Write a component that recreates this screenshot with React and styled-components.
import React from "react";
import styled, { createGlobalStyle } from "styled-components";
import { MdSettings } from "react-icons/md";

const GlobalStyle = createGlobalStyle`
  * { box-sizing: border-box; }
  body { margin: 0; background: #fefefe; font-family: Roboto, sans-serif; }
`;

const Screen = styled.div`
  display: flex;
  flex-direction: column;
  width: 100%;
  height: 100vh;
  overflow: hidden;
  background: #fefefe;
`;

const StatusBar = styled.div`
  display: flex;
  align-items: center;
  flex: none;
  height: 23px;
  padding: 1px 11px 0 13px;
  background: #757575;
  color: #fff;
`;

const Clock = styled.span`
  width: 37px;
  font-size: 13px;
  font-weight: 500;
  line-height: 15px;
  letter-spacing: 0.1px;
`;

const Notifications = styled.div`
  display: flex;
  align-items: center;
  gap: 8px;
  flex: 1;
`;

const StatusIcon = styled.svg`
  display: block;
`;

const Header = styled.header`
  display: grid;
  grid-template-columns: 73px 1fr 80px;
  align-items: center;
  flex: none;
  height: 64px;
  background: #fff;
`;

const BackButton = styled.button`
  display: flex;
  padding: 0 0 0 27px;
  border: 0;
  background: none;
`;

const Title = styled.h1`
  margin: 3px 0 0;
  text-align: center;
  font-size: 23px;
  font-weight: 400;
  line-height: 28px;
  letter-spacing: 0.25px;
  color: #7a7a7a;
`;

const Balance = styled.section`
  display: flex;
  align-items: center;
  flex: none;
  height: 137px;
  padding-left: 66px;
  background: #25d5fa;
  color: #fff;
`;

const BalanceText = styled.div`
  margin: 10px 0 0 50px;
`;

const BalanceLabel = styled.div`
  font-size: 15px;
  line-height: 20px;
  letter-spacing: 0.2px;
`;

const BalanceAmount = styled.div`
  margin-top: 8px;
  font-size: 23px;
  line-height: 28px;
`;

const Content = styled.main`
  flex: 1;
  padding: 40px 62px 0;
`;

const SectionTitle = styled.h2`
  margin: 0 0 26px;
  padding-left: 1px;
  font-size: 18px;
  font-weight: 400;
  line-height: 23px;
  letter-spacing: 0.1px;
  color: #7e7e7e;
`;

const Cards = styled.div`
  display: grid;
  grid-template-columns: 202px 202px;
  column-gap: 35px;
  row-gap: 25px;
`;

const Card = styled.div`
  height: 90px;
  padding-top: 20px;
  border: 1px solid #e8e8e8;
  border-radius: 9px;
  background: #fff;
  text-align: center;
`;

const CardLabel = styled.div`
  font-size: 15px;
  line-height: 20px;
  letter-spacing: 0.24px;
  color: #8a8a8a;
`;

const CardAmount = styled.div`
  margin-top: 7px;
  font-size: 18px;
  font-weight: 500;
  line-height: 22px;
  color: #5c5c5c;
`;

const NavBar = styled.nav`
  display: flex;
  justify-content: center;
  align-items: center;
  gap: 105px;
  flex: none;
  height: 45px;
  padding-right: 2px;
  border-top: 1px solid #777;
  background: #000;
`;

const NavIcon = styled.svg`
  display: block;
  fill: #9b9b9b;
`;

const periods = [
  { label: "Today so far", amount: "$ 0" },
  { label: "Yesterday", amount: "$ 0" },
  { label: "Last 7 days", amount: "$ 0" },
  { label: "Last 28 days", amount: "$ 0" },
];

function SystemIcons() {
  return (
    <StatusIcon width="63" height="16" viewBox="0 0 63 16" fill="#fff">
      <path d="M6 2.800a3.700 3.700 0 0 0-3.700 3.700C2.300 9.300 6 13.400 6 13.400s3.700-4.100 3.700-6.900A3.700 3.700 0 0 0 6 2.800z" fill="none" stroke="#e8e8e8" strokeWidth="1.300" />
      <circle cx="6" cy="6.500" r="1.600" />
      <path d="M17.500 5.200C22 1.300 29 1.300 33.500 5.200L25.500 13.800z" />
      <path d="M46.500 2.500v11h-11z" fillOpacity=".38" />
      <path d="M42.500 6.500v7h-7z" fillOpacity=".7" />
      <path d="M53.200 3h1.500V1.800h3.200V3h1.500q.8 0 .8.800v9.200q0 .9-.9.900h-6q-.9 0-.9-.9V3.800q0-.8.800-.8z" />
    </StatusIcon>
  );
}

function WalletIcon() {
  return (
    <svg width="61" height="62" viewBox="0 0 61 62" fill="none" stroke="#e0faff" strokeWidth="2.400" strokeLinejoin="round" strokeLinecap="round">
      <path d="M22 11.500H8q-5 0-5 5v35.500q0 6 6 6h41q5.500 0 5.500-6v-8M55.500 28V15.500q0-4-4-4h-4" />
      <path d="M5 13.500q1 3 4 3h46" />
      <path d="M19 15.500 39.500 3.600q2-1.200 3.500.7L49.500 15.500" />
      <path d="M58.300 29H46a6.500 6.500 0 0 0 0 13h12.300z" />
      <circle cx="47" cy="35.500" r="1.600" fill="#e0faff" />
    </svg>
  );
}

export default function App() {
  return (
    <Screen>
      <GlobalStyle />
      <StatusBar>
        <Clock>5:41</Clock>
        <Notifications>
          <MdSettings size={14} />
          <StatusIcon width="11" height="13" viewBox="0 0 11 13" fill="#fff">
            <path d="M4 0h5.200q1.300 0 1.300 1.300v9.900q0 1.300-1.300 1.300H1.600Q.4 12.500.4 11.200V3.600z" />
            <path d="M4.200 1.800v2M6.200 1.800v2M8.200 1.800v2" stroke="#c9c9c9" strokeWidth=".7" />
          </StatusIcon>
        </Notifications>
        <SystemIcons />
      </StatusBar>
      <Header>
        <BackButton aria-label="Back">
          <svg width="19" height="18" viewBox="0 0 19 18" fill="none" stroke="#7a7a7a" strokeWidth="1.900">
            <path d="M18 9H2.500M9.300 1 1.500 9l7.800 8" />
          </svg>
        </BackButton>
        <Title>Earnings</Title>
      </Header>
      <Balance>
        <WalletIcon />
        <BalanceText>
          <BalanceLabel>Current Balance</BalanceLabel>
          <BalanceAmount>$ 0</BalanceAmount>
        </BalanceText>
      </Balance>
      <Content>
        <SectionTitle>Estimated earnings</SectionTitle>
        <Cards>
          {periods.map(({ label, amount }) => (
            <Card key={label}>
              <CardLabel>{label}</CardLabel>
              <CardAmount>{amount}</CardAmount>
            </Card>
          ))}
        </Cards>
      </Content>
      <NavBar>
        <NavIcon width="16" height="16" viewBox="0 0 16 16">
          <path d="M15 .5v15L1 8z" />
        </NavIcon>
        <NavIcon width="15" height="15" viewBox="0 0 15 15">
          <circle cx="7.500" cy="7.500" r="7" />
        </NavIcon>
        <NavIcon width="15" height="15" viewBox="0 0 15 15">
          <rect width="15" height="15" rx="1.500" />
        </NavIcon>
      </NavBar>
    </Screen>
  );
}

* * *

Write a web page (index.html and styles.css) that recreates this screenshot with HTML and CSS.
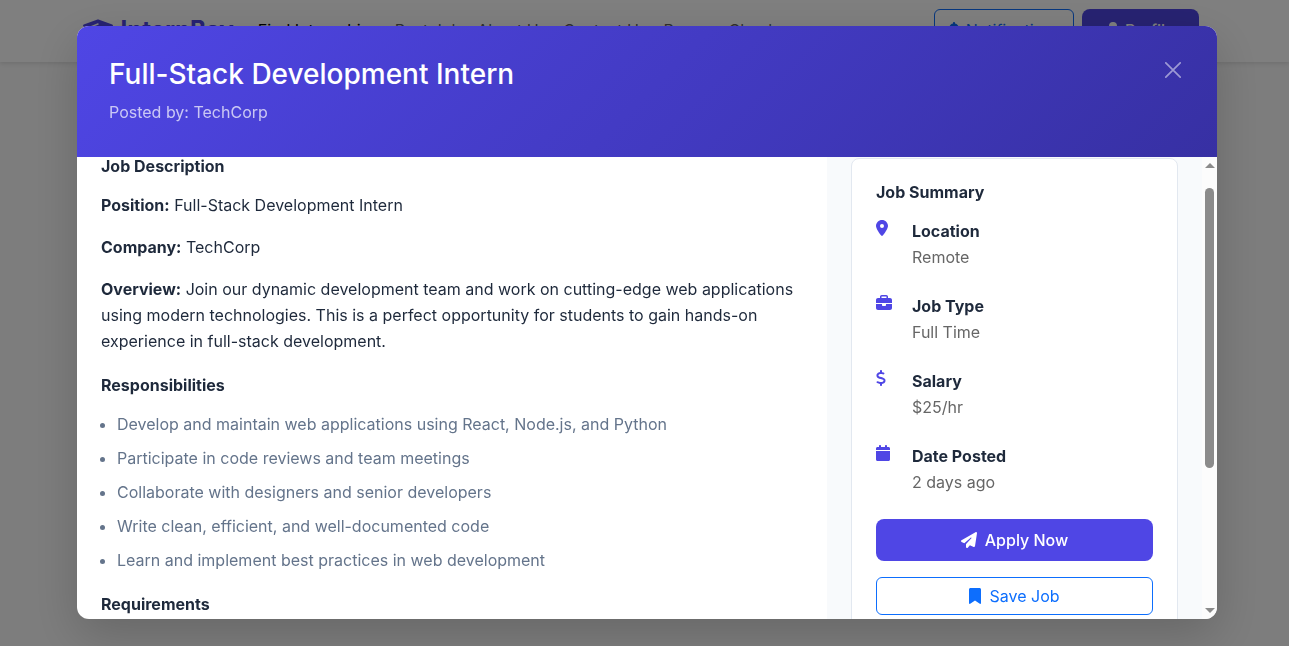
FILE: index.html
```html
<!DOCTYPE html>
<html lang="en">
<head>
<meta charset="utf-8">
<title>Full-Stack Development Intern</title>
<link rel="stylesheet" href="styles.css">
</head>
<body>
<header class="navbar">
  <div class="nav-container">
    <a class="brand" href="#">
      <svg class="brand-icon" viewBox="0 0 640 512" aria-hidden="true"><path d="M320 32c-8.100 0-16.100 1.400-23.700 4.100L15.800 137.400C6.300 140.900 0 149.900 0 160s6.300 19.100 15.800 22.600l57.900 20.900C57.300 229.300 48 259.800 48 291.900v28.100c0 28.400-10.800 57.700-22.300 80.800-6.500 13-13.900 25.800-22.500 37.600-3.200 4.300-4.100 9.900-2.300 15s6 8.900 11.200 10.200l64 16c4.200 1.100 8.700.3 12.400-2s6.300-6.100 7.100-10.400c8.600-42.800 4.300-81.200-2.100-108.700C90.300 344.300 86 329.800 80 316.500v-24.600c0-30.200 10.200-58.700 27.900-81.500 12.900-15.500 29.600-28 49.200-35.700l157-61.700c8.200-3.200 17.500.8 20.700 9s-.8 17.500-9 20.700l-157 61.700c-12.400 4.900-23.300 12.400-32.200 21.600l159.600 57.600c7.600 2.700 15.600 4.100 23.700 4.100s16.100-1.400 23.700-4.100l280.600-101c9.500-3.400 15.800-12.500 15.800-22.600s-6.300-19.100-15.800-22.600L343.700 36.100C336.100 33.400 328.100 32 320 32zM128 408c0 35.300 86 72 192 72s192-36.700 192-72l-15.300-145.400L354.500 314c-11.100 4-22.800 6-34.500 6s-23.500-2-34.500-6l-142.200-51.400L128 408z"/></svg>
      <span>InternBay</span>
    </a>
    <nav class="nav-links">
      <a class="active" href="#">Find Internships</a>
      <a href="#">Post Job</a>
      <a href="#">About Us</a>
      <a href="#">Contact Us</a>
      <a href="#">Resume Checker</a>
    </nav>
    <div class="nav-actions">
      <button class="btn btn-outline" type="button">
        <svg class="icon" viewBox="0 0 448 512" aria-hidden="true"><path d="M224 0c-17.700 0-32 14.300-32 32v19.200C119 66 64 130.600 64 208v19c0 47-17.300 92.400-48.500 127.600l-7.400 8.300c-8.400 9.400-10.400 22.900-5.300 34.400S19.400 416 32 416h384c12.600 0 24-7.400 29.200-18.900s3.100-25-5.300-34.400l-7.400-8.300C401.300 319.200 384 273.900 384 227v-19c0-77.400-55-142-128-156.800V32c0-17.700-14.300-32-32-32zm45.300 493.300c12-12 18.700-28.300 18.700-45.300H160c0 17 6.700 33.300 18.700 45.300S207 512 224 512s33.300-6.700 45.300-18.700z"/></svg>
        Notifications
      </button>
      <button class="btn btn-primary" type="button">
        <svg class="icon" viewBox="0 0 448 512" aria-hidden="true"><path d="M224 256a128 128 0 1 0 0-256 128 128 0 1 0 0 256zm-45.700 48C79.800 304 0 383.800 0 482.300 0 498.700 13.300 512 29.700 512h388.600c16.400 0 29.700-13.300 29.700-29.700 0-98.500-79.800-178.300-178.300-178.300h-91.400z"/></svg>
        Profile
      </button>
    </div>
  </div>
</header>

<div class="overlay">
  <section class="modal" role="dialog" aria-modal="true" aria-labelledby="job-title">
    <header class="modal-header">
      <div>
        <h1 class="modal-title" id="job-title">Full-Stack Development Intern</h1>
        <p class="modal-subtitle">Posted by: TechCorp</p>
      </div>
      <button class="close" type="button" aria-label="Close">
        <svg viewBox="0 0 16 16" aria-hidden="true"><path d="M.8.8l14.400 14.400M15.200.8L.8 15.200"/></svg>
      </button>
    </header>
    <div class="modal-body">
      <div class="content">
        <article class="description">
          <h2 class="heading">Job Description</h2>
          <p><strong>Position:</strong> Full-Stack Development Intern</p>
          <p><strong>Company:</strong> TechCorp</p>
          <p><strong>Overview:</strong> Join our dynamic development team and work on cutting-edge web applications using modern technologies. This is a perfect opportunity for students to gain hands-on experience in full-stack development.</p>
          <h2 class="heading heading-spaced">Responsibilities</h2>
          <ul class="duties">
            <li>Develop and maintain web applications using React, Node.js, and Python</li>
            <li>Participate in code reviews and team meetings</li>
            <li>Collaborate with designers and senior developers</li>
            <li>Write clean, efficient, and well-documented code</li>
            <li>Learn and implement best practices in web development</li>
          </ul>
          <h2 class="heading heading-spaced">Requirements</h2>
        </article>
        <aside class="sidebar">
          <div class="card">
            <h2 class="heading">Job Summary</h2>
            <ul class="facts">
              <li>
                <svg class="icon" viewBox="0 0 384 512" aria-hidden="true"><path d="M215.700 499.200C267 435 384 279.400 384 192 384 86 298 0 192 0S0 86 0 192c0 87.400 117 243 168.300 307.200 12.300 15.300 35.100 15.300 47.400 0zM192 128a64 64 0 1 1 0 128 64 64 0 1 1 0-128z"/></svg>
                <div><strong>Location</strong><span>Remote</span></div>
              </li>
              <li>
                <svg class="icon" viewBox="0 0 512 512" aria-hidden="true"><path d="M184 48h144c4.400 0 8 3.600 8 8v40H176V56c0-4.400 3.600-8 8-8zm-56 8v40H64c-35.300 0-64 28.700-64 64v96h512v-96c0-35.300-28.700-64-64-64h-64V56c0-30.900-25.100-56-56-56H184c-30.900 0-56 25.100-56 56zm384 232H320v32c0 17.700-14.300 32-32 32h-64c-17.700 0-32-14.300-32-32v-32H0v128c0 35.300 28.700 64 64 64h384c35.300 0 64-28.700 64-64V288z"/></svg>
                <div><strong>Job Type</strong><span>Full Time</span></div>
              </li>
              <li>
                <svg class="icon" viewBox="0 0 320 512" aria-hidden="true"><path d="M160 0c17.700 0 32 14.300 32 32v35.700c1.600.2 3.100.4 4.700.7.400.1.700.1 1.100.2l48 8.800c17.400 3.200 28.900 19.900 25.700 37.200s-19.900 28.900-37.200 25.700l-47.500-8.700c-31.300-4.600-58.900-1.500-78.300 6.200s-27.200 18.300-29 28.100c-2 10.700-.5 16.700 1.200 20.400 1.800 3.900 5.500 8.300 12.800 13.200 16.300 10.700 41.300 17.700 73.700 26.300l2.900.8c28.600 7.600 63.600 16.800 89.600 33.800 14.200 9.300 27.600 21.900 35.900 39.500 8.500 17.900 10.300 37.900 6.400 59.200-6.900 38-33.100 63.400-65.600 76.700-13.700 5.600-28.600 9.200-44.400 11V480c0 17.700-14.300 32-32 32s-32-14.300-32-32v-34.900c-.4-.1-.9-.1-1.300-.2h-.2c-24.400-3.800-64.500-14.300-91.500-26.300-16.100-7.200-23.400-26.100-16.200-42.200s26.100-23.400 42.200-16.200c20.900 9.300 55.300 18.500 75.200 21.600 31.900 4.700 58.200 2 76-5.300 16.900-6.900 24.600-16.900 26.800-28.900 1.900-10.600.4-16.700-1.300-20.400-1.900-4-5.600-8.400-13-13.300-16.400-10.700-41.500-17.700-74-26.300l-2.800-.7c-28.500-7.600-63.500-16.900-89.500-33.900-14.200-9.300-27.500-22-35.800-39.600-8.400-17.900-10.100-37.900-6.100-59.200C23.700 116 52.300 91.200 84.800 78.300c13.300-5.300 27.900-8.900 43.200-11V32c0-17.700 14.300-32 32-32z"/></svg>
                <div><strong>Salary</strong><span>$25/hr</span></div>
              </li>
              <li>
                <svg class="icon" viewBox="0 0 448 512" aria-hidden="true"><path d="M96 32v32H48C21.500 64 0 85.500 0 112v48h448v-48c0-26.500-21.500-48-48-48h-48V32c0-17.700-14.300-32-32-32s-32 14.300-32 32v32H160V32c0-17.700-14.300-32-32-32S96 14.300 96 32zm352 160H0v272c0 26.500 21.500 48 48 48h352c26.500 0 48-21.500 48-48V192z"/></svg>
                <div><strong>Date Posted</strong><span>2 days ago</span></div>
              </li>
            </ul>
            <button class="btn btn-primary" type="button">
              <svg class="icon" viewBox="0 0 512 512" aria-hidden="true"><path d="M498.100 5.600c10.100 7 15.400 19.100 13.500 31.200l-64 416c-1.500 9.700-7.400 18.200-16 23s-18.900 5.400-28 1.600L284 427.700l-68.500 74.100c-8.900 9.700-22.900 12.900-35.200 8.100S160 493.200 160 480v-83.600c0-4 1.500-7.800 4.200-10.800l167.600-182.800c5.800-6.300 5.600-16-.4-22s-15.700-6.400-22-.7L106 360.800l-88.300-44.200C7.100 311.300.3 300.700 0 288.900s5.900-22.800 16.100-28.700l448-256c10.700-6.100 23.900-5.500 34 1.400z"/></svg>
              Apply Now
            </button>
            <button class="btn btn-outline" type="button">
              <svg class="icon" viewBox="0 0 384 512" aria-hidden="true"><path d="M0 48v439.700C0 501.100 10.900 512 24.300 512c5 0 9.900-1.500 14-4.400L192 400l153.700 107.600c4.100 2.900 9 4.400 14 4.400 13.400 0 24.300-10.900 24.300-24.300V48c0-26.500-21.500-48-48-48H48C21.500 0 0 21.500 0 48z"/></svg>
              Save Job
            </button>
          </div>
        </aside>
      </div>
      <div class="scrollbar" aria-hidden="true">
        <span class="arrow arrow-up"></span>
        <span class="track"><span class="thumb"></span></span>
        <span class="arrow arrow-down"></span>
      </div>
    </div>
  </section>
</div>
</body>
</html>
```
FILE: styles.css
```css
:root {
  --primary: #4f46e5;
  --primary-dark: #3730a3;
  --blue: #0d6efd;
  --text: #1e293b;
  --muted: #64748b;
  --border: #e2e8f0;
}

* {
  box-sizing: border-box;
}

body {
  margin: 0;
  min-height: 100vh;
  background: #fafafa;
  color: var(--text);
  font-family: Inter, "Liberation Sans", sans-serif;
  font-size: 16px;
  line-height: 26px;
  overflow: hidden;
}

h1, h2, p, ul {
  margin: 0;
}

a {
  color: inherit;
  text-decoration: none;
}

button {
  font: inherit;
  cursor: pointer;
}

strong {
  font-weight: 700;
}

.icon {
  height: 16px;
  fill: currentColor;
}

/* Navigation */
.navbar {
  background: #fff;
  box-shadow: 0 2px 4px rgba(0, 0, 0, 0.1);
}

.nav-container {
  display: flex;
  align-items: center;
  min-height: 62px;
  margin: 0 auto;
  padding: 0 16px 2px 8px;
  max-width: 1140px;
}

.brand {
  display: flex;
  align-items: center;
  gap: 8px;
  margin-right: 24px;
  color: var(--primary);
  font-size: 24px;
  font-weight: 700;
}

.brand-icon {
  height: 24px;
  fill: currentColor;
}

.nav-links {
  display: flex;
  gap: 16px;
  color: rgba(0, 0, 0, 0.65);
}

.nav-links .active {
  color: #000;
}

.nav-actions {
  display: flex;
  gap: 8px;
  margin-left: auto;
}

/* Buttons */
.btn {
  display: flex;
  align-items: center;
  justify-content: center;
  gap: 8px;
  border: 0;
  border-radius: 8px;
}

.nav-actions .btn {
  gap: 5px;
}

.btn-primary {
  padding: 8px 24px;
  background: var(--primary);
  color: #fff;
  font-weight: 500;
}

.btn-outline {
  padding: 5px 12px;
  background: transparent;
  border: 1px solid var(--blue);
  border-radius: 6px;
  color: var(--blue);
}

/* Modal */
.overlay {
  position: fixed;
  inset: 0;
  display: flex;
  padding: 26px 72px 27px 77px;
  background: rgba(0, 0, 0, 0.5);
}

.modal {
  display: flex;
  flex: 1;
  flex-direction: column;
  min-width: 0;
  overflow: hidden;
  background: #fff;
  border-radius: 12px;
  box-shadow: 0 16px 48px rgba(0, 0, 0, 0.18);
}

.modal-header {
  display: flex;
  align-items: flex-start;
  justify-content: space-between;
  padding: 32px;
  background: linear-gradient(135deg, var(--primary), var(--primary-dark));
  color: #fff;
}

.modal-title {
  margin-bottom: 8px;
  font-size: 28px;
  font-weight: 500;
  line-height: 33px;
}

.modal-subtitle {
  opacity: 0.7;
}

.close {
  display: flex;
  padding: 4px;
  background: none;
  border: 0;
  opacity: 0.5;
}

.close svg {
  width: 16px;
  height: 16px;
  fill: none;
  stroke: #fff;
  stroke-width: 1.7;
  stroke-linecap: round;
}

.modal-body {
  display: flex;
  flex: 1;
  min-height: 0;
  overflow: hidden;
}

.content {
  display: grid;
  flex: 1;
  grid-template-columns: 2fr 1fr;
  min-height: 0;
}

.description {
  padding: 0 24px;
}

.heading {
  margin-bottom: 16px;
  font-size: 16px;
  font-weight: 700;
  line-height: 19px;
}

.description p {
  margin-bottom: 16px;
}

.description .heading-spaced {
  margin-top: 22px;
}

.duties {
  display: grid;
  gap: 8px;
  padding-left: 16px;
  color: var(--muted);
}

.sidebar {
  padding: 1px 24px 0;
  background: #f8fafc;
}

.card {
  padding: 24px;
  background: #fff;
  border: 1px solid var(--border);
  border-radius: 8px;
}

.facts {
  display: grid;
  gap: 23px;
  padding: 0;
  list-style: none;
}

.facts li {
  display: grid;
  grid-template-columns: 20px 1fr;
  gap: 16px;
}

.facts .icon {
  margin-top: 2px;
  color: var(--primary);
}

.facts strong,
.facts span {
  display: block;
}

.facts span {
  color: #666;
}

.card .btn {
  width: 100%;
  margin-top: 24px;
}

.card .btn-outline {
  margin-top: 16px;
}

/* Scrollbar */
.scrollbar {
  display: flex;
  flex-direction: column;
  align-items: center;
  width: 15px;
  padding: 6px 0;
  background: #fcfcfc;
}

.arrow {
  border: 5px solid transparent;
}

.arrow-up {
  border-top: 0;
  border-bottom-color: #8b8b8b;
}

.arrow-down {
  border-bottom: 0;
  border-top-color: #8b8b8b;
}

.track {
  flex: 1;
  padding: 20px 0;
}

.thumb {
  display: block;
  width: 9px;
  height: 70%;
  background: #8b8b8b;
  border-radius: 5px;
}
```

• Exercise prompt
Within the listing above, find every line containing the string "screenshot" and return it.

• Complete answer
Write a component that recreates this screenshot with React and styled-components.
Write a web page (index.html and styles.css) that recreates this screenshot with HTML and CSS.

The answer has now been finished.